* **Written instruction**:
Set each record down exactly, excluding all images.

[Code that builds pages]
════

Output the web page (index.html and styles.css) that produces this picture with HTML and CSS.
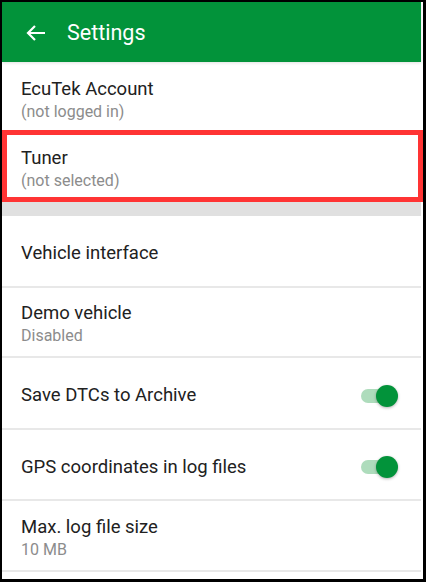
FILE: index.html
```html
<!DOCTYPE html>
<html lang="en">
<head>
  <meta charset="UTF-8">
  <meta name="viewport" content="width=device-width, initial-scale=1.0">
  <title>Settings</title>
  <link rel="stylesheet" href="styles.css">
</head>
<body>
  <div class="screen">
    <header class="app-bar">
      <svg class="back" width="22" height="18" viewBox="0 0 22 18">
        <path d="M3 9H20M10 2L3 9L10 16" fill="none" stroke="#fff" stroke-width="2.2"/>
      </svg>
      <div class="title">Settings</div>
    </header>

    <div class="row account">
      <div class="label">EcuTek Account</div>
      <div class="sub">(not logged in)</div>
    </div>
    <div class="row tuner highlight">
      <div class="label">Tuner</div>
      <div class="sub">(not selected)</div>
    </div>

    <div class="group-gap"></div>

    <div class="row line">
      <div class="label">Vehicle interface</div>
    </div>
    <div class="row line short">
      <div class="label">Demo vehicle</div>
      <div class="sub">Disabled</div>
    </div>
    <div class="row line switch-row">
      <div class="label">Save DTCs to Archive</div>
      <div class="switch"><span class="thumb"></span></div>
    </div>
    <div class="row line switch-row mid">
      <div class="label">GPS coordinates in log files</div>
      <div class="switch"><span class="thumb"></span></div>
    </div>
    <div class="row line mid">
      <div class="label">Max. log file size</div>
      <div class="sub">10 MB</div>
    </div>
  </div>
</body>
</html>
```

FILE: styles.css
```css
html, body {
  margin: 0;
  height: 100%;
}
body {
  background-color: #000;
  padding: 2px 3px 3px 2px;
  box-sizing: border-box;
  font-family: Roboto, 'Liberation Sans', sans-serif;
}
.screen {
  background-color: #fff;
  height: 100%;
  padding-right: 2px;
  box-sizing: border-box;
}
.app-bar {
  height: 60px;
  background-color: #02933a;
  display: flex;
  align-items: center;
  padding-left: 23px;
  box-shadow: 0 1px 3px rgba(0,0,0,0.12);
  position: relative;
}
.back {
  margin-top: 1px;
}
.title {
  color: #fff;
  font-size: 21.5px;
  margin-left: 20px;
  margin-top: 1px;
}
.row {
  display: flex;
  flex-direction: column;
  justify-content: center;
  padding: 5px 21px 0 19px;
  box-sizing: border-box;
  height: 72px;
}
.account {
  height: 68px;
  padding-top: 9px;
}
.tuner {
  padding-top: 7px;
}
.line {
  border-bottom: 2px solid #e8e8e8;
  height: 72px;
}
.short {
  height: 70px;
}
.mid {
  height: 71px;
}
.label {
  font-size: 18.5px;
  color: #212121;
  line-height: 23px;
}
.sub {
  font-size: 16px;
  color: #8c8c8c;
  line-height: 22px;
}
.highlight {
  position: relative;
}
.highlight::after {
  content: '';
  position: absolute;
  top: 0;
  left: 0;
  right: -2px;
  bottom: 0;
  border: 5px solid #ff3434;
}
.group-gap {
  height: 14px;
  background-color: #e0e0e0;
}
.switch-row {
  flex-direction: row;
  align-items: center;
  justify-content: space-between;
  padding-right: 26px;
}
.switch {
  width: 34px;
  height: 14px;
  border-radius: 7px;
  background-color: #aedcbc;
  position: relative;
}
.thumb {
  position: absolute;
  top: -4px;
  right: -3px;
  width: 22px;
  height: 22px;
  border-radius: 50%;
  background-color: #02933a;
  box-shadow: 0 1px 3px rgba(0,0,0,0.3);
}
```
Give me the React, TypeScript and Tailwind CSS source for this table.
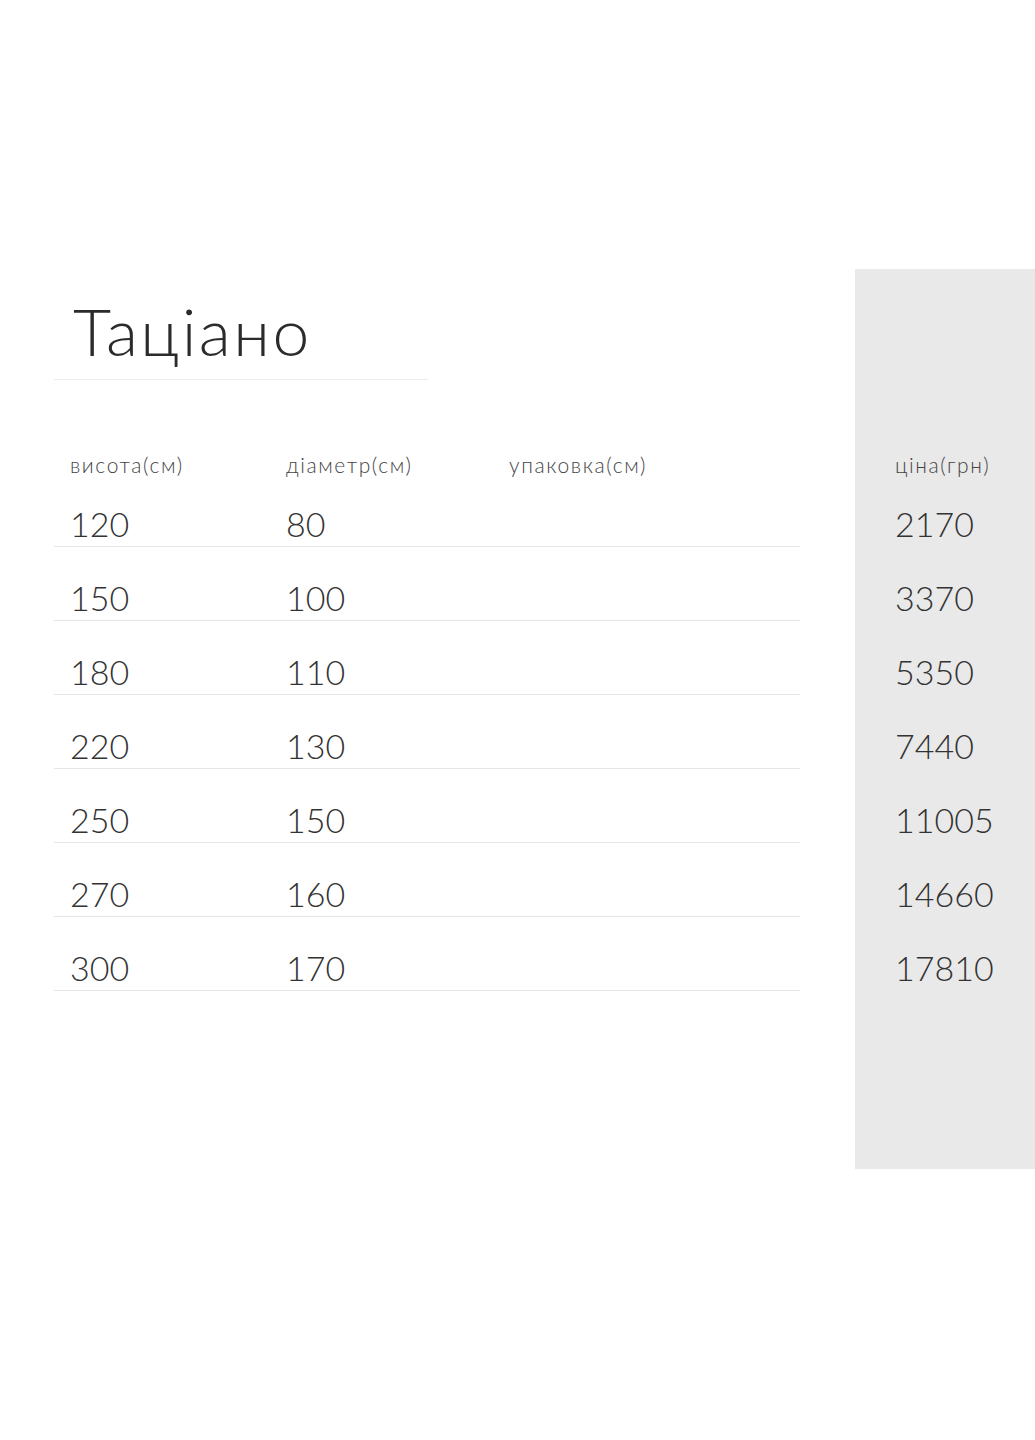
const rows = [
  { h: '120', d: '80', p: '2170' },
  { h: '150', d: '100', p: '3370' },
  { h: '180', d: '110', p: '5350' },
  { h: '220', d: '130', p: '7440' },
  { h: '250', d: '150', p: '11005' },
  { h: '270', d: '160', p: '14660' },
  { h: '300', d: '170', p: '17810' },
];

const font = { fontFamily: 'Lato, "Noto Sans", sans-serif' };

export default function App() {
  return (
    <div className="min-h-[1440px] bg-white text-[#333]" style={font}>
      <div className="h-[269px]" />
      <div className="flex">
        <div className="w-[855px] pl-[54px]">
          <div className="h-[111px] w-[374px] border-b border-[#ededed] pl-[19px] pt-[22px]">
            <h1 className="text-[66px] font-light leading-[80px] tracking-[2.5px] text-[#2b2b2b]">Таціано</h1>
          </div>
          <div className="flex h-[97px] items-end pl-[16px] text-[21px] font-light leading-[24px] tracking-[1.6px] text-[#444]">
            <div className="w-[216px]">висота(см)</div>
            <div className="w-[223px]">діаметр(см)</div>
            <div>упаковка(см)</div>
          </div>
          {rows.map((r, i) => (
            <div
              key={r.h}
              className={`flex w-[746px] items-end border-b border-[#e6e6e6] pb-[4px] pl-[16px] text-[34px] font-light leading-[36px] ${i === 0 ? 'h-[70px]' : 'h-[74px]'}`}
            >
              <div className="w-[216px]">{r.h}</div>
              <div>{r.d}</div>
            </div>
          ))}
        </div>
        <div className="h-[900px] w-[180px] bg-[#e9e9e9] pl-[40px]">
          <div className="h-[111px]" />
          <div className="flex h-[97px] items-end text-[21px] font-light leading-[24px] tracking-[1.6px] text-[#444]">ціна(грн)</div>
          {rows.map((r, i) => (
            <div
              key={r.p}
              className={`flex items-end border-b border-transparent pb-[4px] text-[34px] font-light leading-[36px] ${i === 0 ? 'h-[70px]' : 'h-[74px]'}`}
            >
              {r.p}
            </div>
          ))}
        </div>
      </div>
    </div>
  );
}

════

* **Expected answer**:
Output the web page (index.html and styles.css) that produces this picture with HTML and CSS.
FILE: index.html
```html
<!DOCTYPE html>
<html lang="en">
<head>
  <meta charset="UTF-8">
  <meta name="viewport" content="width=device-width, initial-scale=1.0">
  <title>Settings</title>
  <link rel="stylesheet" href="styles.css">
</head>
<body>
  <div class="screen">
    <header class="app-bar">
      <svg class="back" width="22" height="18" viewBox="0 0 22 18">
        <path d="M3 9H20M10 2L3 9L10 16" fill="none" stroke="#fff" stroke-width="2.2"/>
      </svg>
      <div class="title">Settings</div>
    </header>

    <div class="row account">
      <div class="label">EcuTek Account</div>
      <div class="sub">(not logged in)</div>
    </div>
    <div class="row tuner highlight">
      <div class="label">Tuner</div>
      <div class="sub">(not selected)</div>
    </div>

    <div class="group-gap"></div>

    <div class="row line">
      <div class="label">Vehicle interface</div>
    </div>
    <div class="row line short">
      <div class="label">Demo vehicle</div>
      <div class="sub">Disabled</div>
    </div>
    <div class="row line switch-row">
      <div class="label">Save DTCs to Archive</div>
      <div class="switch"><span class="thumb"></span></div>
    </div>
    <div class="row line switch-row mid">
      <div class="label">GPS coordinates in log files</div>
      <div class="switch"><span class="thumb"></span></div>
    </div>
    <div class="row line mid">
      <div class="label">Max. log file size</div>
      <div class="sub">10 MB</div>
    </div>
  </div>
</body>
</html>
```

FILE: styles.css
```css
html, body {
  margin: 0;
  height: 100%;
}
body {
  background-color: #000;
  padding: 2px 3px 3px 2px;
  box-sizing: border-box;
  font-family: Roboto, 'Liberation Sans', sans-serif;
}
.screen {
  background-color: #fff;
  height: 100%;
  padding-right: 2px;
  box-sizing: border-box;
}
.app-bar {
  height: 60px;
  background-color: #02933a;
  display: flex;
  align-items: center;
  padding-left: 23px;
  box-shadow: 0 1px 3px rgba(0,0,0,0.12);
  position: relative;
}
.back {
  margin-top: 1px;
}
.title {
  color: #fff;
  font-size: 21.5px;
  margin-left: 20px;
  margin-top: 1px;
}
.row {
  display: flex;
  flex-direction: column;
  justify-content: center;
  padding: 5px 21px 0 19px;
  box-sizing: border-box;
  height: 72px;
}
.account {
  height: 68px;
  padding-top: 9px;
}
.tuner {
  padding-top: 7px;
}
.line {
  border-bottom: 2px solid #e8e8e8;
  height: 72px;
}
.short {
  height: 70px;
}
.mid {
  height: 71px;
}
.label {
  font-size: 18.5px;
  color: #212121;
  line-height: 23px;
}
.sub {
  font-size: 16px;
  color: #8c8c8c;
  line-height: 22px;
}
.highlight {
  position: relative;
}
.highlight::after {
  content: '';
  position: absolute;
  top: 0;
  left: 0;
  right: -2px;
  bottom: 0;
  border: 5px solid #ff3434;
}
.group-gap {
  height: 14px;
  background-color: #e0e0e0;
}
.switch-row {
  flex-direction: row;
  align-items: center;
  justify-content: space-between;
  padding-right: 26px;
}
.switch {
  width: 34px;
  height: 14px;
  border-radius: 7px;
  background-color: #aedcbc;
  position: relative;
}
.thumb {
  position: absolute;
  top: -4px;
  right: -3px;
  width: 22px;
  height: 22px;
  border-radius: 50%;
  background-color: #02933a;
  box-shadow: 0 1px 3px rgba(0,0,0,0.3);
}
```
Give me the React, TypeScript and Tailwind CSS source for this table.
const rows = [
  { h: '120', d: '80', p: '2170' },
  { h: '150', d: '100', p: '3370' },
  { h: '180', d: '110', p: '5350' },
  { h: '220', d: '130', p: '7440' },
  { h: '250', d: '150', p: '11005' },
  { h: '270', d: '160', p: '14660' },
  { h: '300', d: '170', p: '17810' },
];

const font = { fontFamily: 'Lato, "Noto Sans", sans-serif' };

export default function App() {
  return (
    <div className="min-h-[1440px] bg-white text-[#333]" style={font}>
      <div className="h-[269px]" />
      <div className="flex">
        <div className="w-[855px] pl-[54px]">
          <div className="h-[111px] w-[374px] border-b border-[#ededed] pl-[19px] pt-[22px]">
            <h1 className="text-[66px] font-light leading-[80px] tracking-[2.5px] text-[#2b2b2b]">Таціано</h1>
          </div>
          <div className="flex h-[97px] items-end pl-[16px] text-[21px] font-light leading-[24px] tracking-[1.6px] text-[#444]">
            <div className="w-[216px]">висота(см)</div>
            <div className="w-[223px]">діаметр(см)</div>
            <div>упаковка(см)</div>
          </div>
          {rows.map((r, i) => (
            <div
              key={r.h}
              className={`flex w-[746px] items-end border-b border-[#e6e6e6] pb-[4px] pl-[16px] text-[34px] font-light leading-[36px] ${i === 0 ? 'h-[70px]' : 'h-[74px]'}`}
            >
              <div className="w-[216px]">{r.h}</div>
              <div>{r.d}</div>
            </div>
          ))}
        </div>
        <div className="h-[900px] w-[180px] bg-[#e9e9e9] pl-[40px]">
          <div className="h-[111px]" />
          <div className="flex h-[97px] items-end text-[21px] font-light leading-[24px] tracking-[1.6px] text-[#444]">ціна(грн)</div>
          {rows.map((r, i) => (
            <div
              key={r.p}
              className={`flex items-end border-b border-transparent pb-[4px] text-[34px] font-light leading-[36px] ${i === 0 ? 'h-[70px]' : 'h-[74px]'}`}
            >
              {r.p}
            </div>
          ))}
        </div>
      </div>
    </div>
  );
}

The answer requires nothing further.